Seperti Hadis Rasulullah SAW. menyatakan:
“Apabila
dua Muslim berkelahi dengan saling menghunus pedang, yang terbunuh dan yang
membunuh, kedua-duanya dimasukkan ke dalam neraka. Aku bertanya; Wahai
Rasulullah! ini adalah balasan bagi orang yang membunuh (masuk neraka adalah
patut), tetapi bagaimana dengan keadaan orang yang dibunuh? Rasulullah
menjawab; kerana ia juga berniat untuk membunuh lawannya”
Pengertian
niat secara etimologi adalah sengaja (القصد)
Sedangkan secara terminologi, Abi Bakar Ibn Sayyid Muhammad Syaththa
al-Dimyaty mengatakan niat yaitu
mengqasad sesuatu diserta dengan perbuatannya. Didalam shalat misalnya,
yang dimaksud dengan niat adalah bermaksud didalam hati dan disertai dengan takbirat
al ihram, karena takbirat al ihram adalah perbuatan dalam shalat.
Abd al-Rahman al-Jaziry memberikan rumusan pengertian niat dengan cita-cita hati untuk memperbuat ibadah
mendekatkan diri kepada Allah. Fayq Sulaiman Dalul mengatakan niat yaitu mengqashad sesuatu disertai
dengan perbuatan mendekatkan diri kepada Allah, dan tempatnya dalam hati pada
seluruh ibadah dan Ibn Qayyim mengatakan niat itu adalah maksud dan tekad untuk mengerjakan sesuatu, tempatnya
adalah hati, dan secara ashl tidak berkaitan dengan lisan.
Pengertian
kaidah ini bahwa hukum yang diimplikasi terhadap suatu perkara yang timbul dari
perbuatan atau perkataan subjek hukum (mukallaf) tergantung pada maksud dan
tujuan dari perkara tersebut. Kaidah ini berkaitan dengan setiap perbuatan atau
perkara-perkara yang dilarang dalam syariat islam. Contoh: memakan bangkai
tanpa adanya rukhsah (dispensasi hukum) status hukumnya adalah haram. Dalam hal
ini, terdapat nash syara’ dengan
tegas mengharamkan konsumsi bangkai dan melarang tindakan tersebut. Sehingga
apabila melanggarnya memperoleh hukuman dunia dan akhirat.

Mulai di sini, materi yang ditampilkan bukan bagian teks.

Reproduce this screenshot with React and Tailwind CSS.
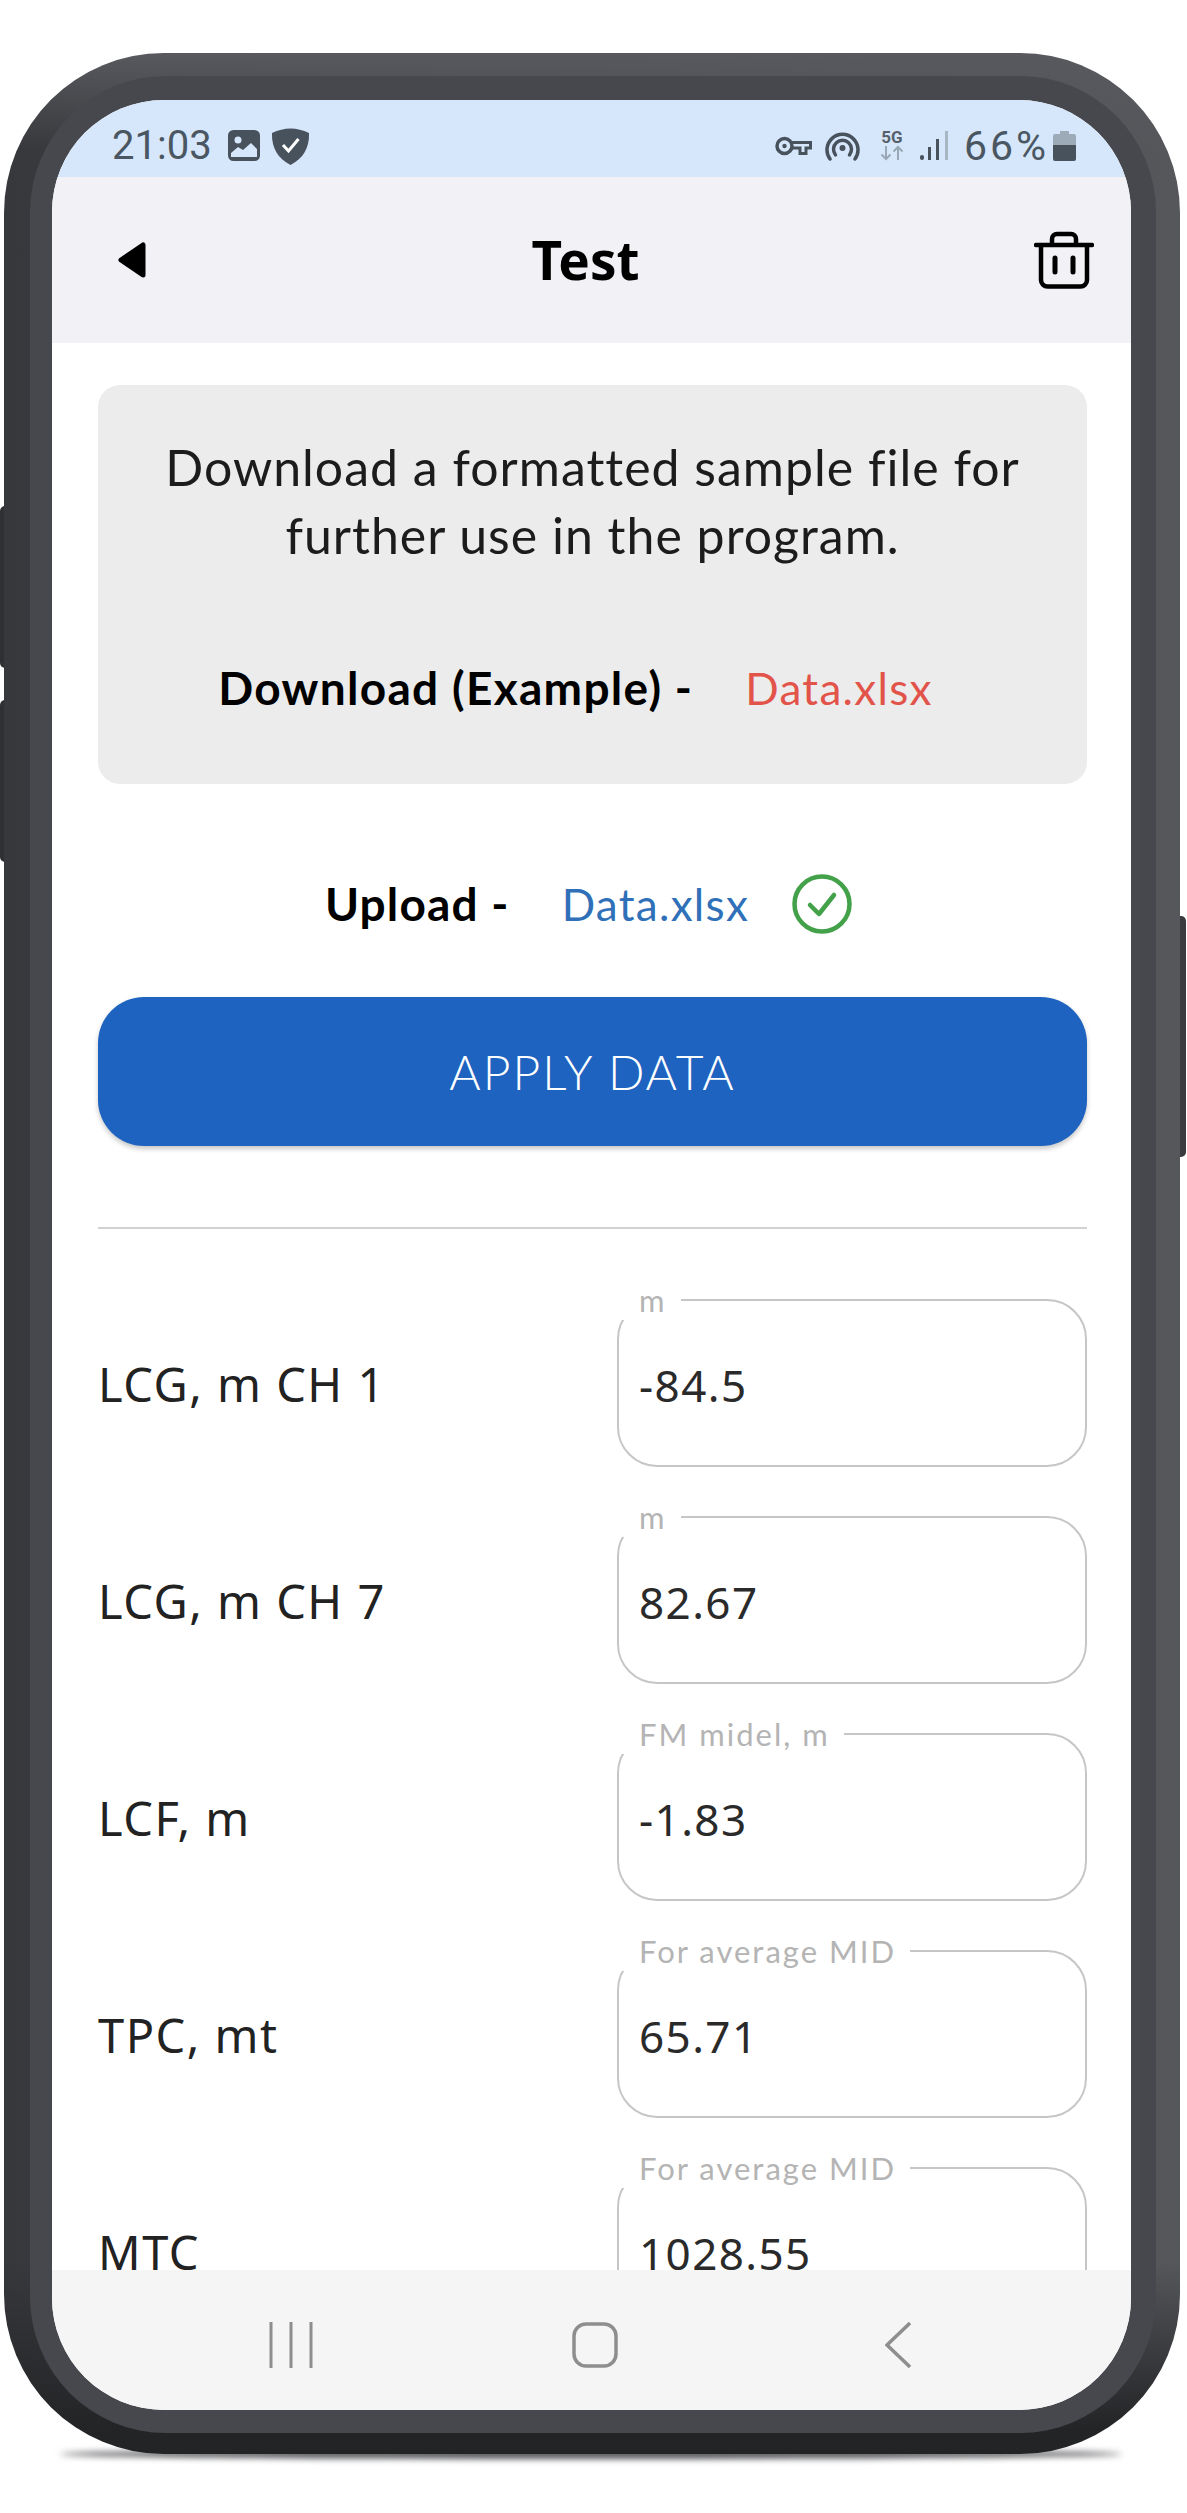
const rows = [
  { label: "LCG, m CH 1", hint: "m", value: "-84.5" },
  { label: "LCG, m CH 7", hint: "m", value: "82.67" },
  { label: "LCF, m", hint: "FM midel, m", value: "-1.83" },
  { label: "TPC, mt", hint: "For average MID", value: "65.71" },
  { label: "MTC", hint: "For average MID", value: "1028.55" },
];

function Field({ label, hint, value }) {
  return (
    <div className="flex items-center justify-between shrink-0 h-[187px]">
      <div className="text-[47px] leading-[56px] tracking-[1.5px] text-[#222222] font-['Noto_Sans',sans-serif] pt-[21px]">{label}</div>
      <fieldset className="w-[470px] h-[187px] shrink-0 border-2 border-[#c6c6c6] rounded-[40px] px-[20px] m-0">
        <legend className="h-[40px] pl-[20px] pr-[14px] ml-[-20px] text-[31px] leading-[40px] tracking-[2px] text-[#b4b4b4] font-['Lato',sans-serif]">{hint}</legend>
        <div className="pt-[38px] text-[44px] leading-[54px] tracking-[1.4px] text-[#2a2a2a] font-['Noto_Sans',sans-serif]">{value}</div>
      </fieldset>
    </div>
  );
}

function StatusBar() {
  const ink = "#47525d";
  return (
    <div className="h-[77px] shrink-0 bg-[#d6e6fb] flex items-center justify-between pl-[60px] pr-[55px] pt-[14px]">
      <div className="flex items-center">
        <span className="text-[40px] leading-[48px] text-[#4a5661] font-['Roboto',sans-serif] mr-[16px]">21:03</span>
        <svg width="32" height="31" viewBox="0 0 32 31" className="mr-[11px]">
          <rect x="1.5" y="1.5" width="29" height="28" rx="4" fill={ink} stroke={ink} strokeWidth="3" />
          <circle cx="10" cy="10" r="3.5" fill="#d6e6fb" />
          <path d="M3 25 L3 23 L10 17 L15 20 L23 13 L29 19 L29 27 L3 27 Z" fill="#d6e6fb" />
        </svg>
        <svg width="39" height="38" viewBox="0 0 39 38">
          <path d="M1 6 Q19.5 -3 38 6 C38.5 20 33 31 19.5 38 C6 31 0.5 20 1 6 Z" fill={ink} />
          <path d="M12 18 L17.5 24 L27.5 12" fill="none" stroke="#ffffff" strokeWidth="3" />
        </svg>
      </div>
      <div className="flex items-center">
        <svg width="37" height="20" viewBox="0 0 37 20" className="mr-[13px]">
          <circle cx="9.5" cy="10" r="7.5" fill="none" stroke={ink} strokeWidth="3.5" />
          <circle cx="9.5" cy="10" r="2.2" fill={ink} />
          <path d="M17 6.5 H35.5 V12 H31 V17.5 H25 V12 H17" fill="none" stroke={ink} strokeWidth="3" />
        </svg>
        <svg width="35" height="30" viewBox="0 0 35 30" className="mr-[20px]">
          <path d="M5 28 A15.5 15.5 0 1 1 30 28" fill="none" stroke={ink} strokeWidth="3.5" strokeLinecap="round" />
          <path d="M10.5 24 A9 9 0 1 1 24.5 24" fill="none" stroke={ink} strokeWidth="3.5" strokeLinecap="round" />
          <circle cx="17.5" cy="17" r="3" fill={ink} />
        </svg>
        <div className="flex flex-col items-center w-[24px] mr-[16px]">
          <span className="text-[17px] leading-[15px] font-bold text-[#56616b] font-['Roboto',sans-serif]">5G</span>
          <svg width="24" height="16" viewBox="0 0 24 16">
            <path d="M6 1 V14 M1.5 9.5 L6 14 L10.5 9.5 M18 15 V2 M13.5 6.5 L18 2 L22.5 6.5" fill="none" stroke="#9aa8b5" strokeWidth="2" />
          </svg>
        </div>
        <svg width="29" height="30" viewBox="0 0 29 30" className="mr-[15px]">
          <rect x="0" y="24" width="4" height="5" rx="2" fill={ink} />
          <rect x="8" y="16" width="3" height="13" fill={ink} />
          <rect x="16" y="8" width="3" height="21" fill={ink} />
          <rect x="25" y="0" width="3" height="29" fill="#a9b7c4" />
        </svg>
        <span className="text-[41px] leading-[48px] tracking-[3px] text-[#4a5661] font-['Roboto',sans-serif] mr-[4px]">66%</span>
        <svg width="23" height="30" viewBox="0 0 23 30">
          <path d="M7 0 H16 V3 H21 A2 2 0 0 1 23 5 V14 H0 V5 A2 2 0 0 1 2 3 H7 Z" fill="#9dabb9" />
          <path d="M0 14 H23 V28 A2 2 0 0 1 21 30 H2 A2 2 0 0 1 0 28 Z" fill={ink} />
        </svg>
      </div>
    </div>
  );
}

function Header() {
  return (
    <div className="h-[166px] shrink-0 bg-[#f1f1f6] grid grid-cols-[1fr_auto_1fr] items-center pl-[66px] pr-[37px]">
      <svg width="28" height="36" viewBox="0 0 28 36">
        <polygon points="25,3 25,33 3,18" fill="#000000" stroke="#000000" strokeWidth="5" strokeLinejoin="round" />
      </svg>
      <div className="text-[53px] leading-[60px] font-bold text-black font-['Noto_Sans',sans-serif] mr-[41px]">Test</div>
      <svg width="60" height="58" viewBox="0 0 60 58" className="justify-self-end">
        <path d="M2 14 H58" fill="none" stroke="#000000" strokeWidth="4.5" strokeLinecap="round" />
        <path d="M18 14 V8 A5 5 0 0 1 23 3 H37 A5 5 0 0 1 42 8 V14" fill="none" stroke="#000000" strokeWidth="4.5" />
        <path d="M7 14 V49 A6.5 6.5 0 0 0 13.5 55.5 H46.5 A6.5 6.5 0 0 0 53 49 V14" fill="none" stroke="#000000" strokeWidth="4.5" />
        <path d="M21 27 V41 M39 27 V41" fill="none" stroke="#000000" strokeWidth="5" strokeLinecap="round" />
      </svg>
    </div>
  );
}

function Content() {
  return (
    <div className="flex-1 min-h-0 overflow-hidden bg-white pl-[46px] pr-[44px] pt-[42px] flex flex-col font-['Lato',sans-serif]">
      <div className="h-[399px] shrink-0 rounded-[22px] bg-[#ececec] flex flex-col items-center pt-[48px]">
        <p className="text-[50px] leading-[68px] tracking-[1px] text-[#1c1c1c] text-center">
          Download a formatted sample file for
          <br />
          further use in the program.
        </p>
        <div className="flex items-center mt-[92px] pr-[34px]">
          <span className="text-[46px] leading-[54px] tracking-[1.3px] font-bold text-black mr-[52px]">Download (Example) -</span>
          <span className="text-[44px] leading-[54px] tracking-[1.3px] text-[#e2544a]">Data.xlsx</span>
        </div>
      </div>
      <div className="flex items-center justify-center h-[60px] mt-[90px] pr-[8px] shrink-0">
        <span className="text-[46px] leading-[54px] tracking-[1.2px] font-bold text-black mr-[52px]">Upload -</span>
        <span className="text-[44px] leading-[54px] tracking-[1.3px] text-[#2f70b8] mr-[43px]">Data.xlsx</span>
        <svg width="60" height="60" viewBox="0 0 60 60">
          <circle cx="30" cy="30" r="27.5" fill="none" stroke="#43a14a" strokeWidth="4.5" />
          <path d="M18 31 L27 40 L42 21" fill="none" stroke="#43a14a" strokeWidth="4.5" strokeLinecap="round" strokeLinejoin="round" />
        </svg>
      </div>
      <button className="h-[149px] shrink-0 mt-[63px] rounded-[46px] bg-[#1e63bf] shadow-[0_3px_5px_rgba(0,0,0,0.22)] text-white text-[48px] font-light tracking-[2px] flex items-center justify-center">
        APPLY DATA
      </button>
      <div className="h-[2px] shrink-0 bg-[#d2d2d2] mt-[81px]" />
      <div className="flex flex-col gap-[30px] mt-[51px]">
        {rows.map((r) => (
          <Field key={r.label} {...r} />
        ))}
      </div>
    </div>
  );
}

function NavBar() {
  const c = "#8e8e8e";
  return (
    <div className="h-[140px] shrink-0 bg-[#f5f5f6] relative flex items-start justify-between pl-[217px] pr-[220px] pt-[52px]">
      <svg width="44" height="46" viewBox="0 0 44 46">
        <path d="M2 0 V46 M22 0 V46 M42 0 V46" fill="none" stroke={c} strokeWidth="3" />
      </svg>
      <svg width="46" height="46" viewBox="0 0 46 46" className="mr-[8px]">
        <rect x="2" y="2" width="42" height="42" rx="12" fill="none" stroke={c} strokeWidth="3.5" />
      </svg>
      <svg width="26" height="46" viewBox="0 0 26 46">
        <path d="M25 1 L2 23 L25 45" fill="none" stroke={c} strokeWidth="3.5" />
      </svg>
    </div>
  );
}

export default function App() {
  return (
    <div className="relative w-[1187px] h-[2513px] bg-white overflow-hidden pt-[53px] pl-[4px]">
      <div className="absolute left-[60px] top-[2449px] w-[1062px] h-[10px] rounded-[50%] bg-[#55565a] blur-[3px]" />
      <div className="absolute left-0 top-[506px] w-[10px] h-[162px] rounded-l-[5px] bg-[#2f3033]" />
      <div className="absolute left-0 top-[700px] w-[10px] h-[162px] rounded-l-[5px] bg-[#2f3033]" />
      <div className="absolute left-[1176px] top-[916px] w-[10px] h-[241px] rounded-r-[5px] bg-[#3a3b3e]" />
      <div className="relative w-[1176px] h-[2401px] rounded-[160px] bg-[linear-gradient(to_bottom,#58595e_0,rgba(88,89,94,0)_4%,rgba(35,36,38,0)_92%,#232426_99%),linear-gradient(to_right,#37383b,#47484c_50%,#56575b)] pl-[26px] pr-[24px] pt-[23px] pb-[21px]">
        <div className="w-full h-full rounded-[136px] bg-[#47484d] pl-[22px] pr-[25px] pt-[24px] pb-[23px]">
          <div className="w-full h-full rounded-[112px] overflow-hidden flex flex-col bg-white">
            <StatusBar />
            <Header />
            <Content />
            <NavBar />
          </div>
        </div>
      </div>
    </div>
  );
}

2.2 Tujuan dan Fungsi الأمور بمقـاصدها
2.2.1 Tujuan الأمور بمقـاصدها
Tujuan disyariatkannya niat adalah untuk
membedakan perbuatan ibadah dengan adat.[2]
Seperti yang dijelaskan QS. Al-Bayyinah [98:5]:
.... حُنَفَآءَ ٱلدِّينَ
لَهُ مُخْلِصِينَ ٱللَّهَ
لِيَعْبُدُوا۟ إِلَّا أُمِرُوٓا۟
وَمَآ
Artinya:
“Dan tidaklah Kami perintahkan kamu kecuali untuk menyembah kepada Allah dengan
ikhlas semata-mata karena menjalankan agama yang lurus..” (Al-Bayyinah : 5)
Dalam
hadis Nabi Saw. dijelaskan:
Al-Qamah
ibn Waqash al-Laits berkata, saya mendengar Umar ibn Khatab r.a. yang berada di
atas mimbar berkata: saya mendengar Rasulullah Saw. berkata: “Hanya saja sahnya
suatu perbuatan dimulai dengan niat, dan setiap perbuatan itu akan dibalas
sesuai dengan apa yang diniatkan, barangsiapa yang berhijrah karena dunia atau
perempuan yang akan dinikahinya maka hijrah itu sesuai dengan hijrah
diniatkannya.”
Niat itu diperlukan karena :
1. Untuk
membedakan amalan yang bernilai ibadah dengan yang hanya bersifat adat
(kebiasaan). Seperti halnya makan, minum, tidur dan lain-lain. hal itu
merupakan suatu keniscayaan bagi kita sebagai manusia, disadari atau tidak kita
butuh keberadaanya karena hal yang seperti itu termasuk kategori kebutuhan primer.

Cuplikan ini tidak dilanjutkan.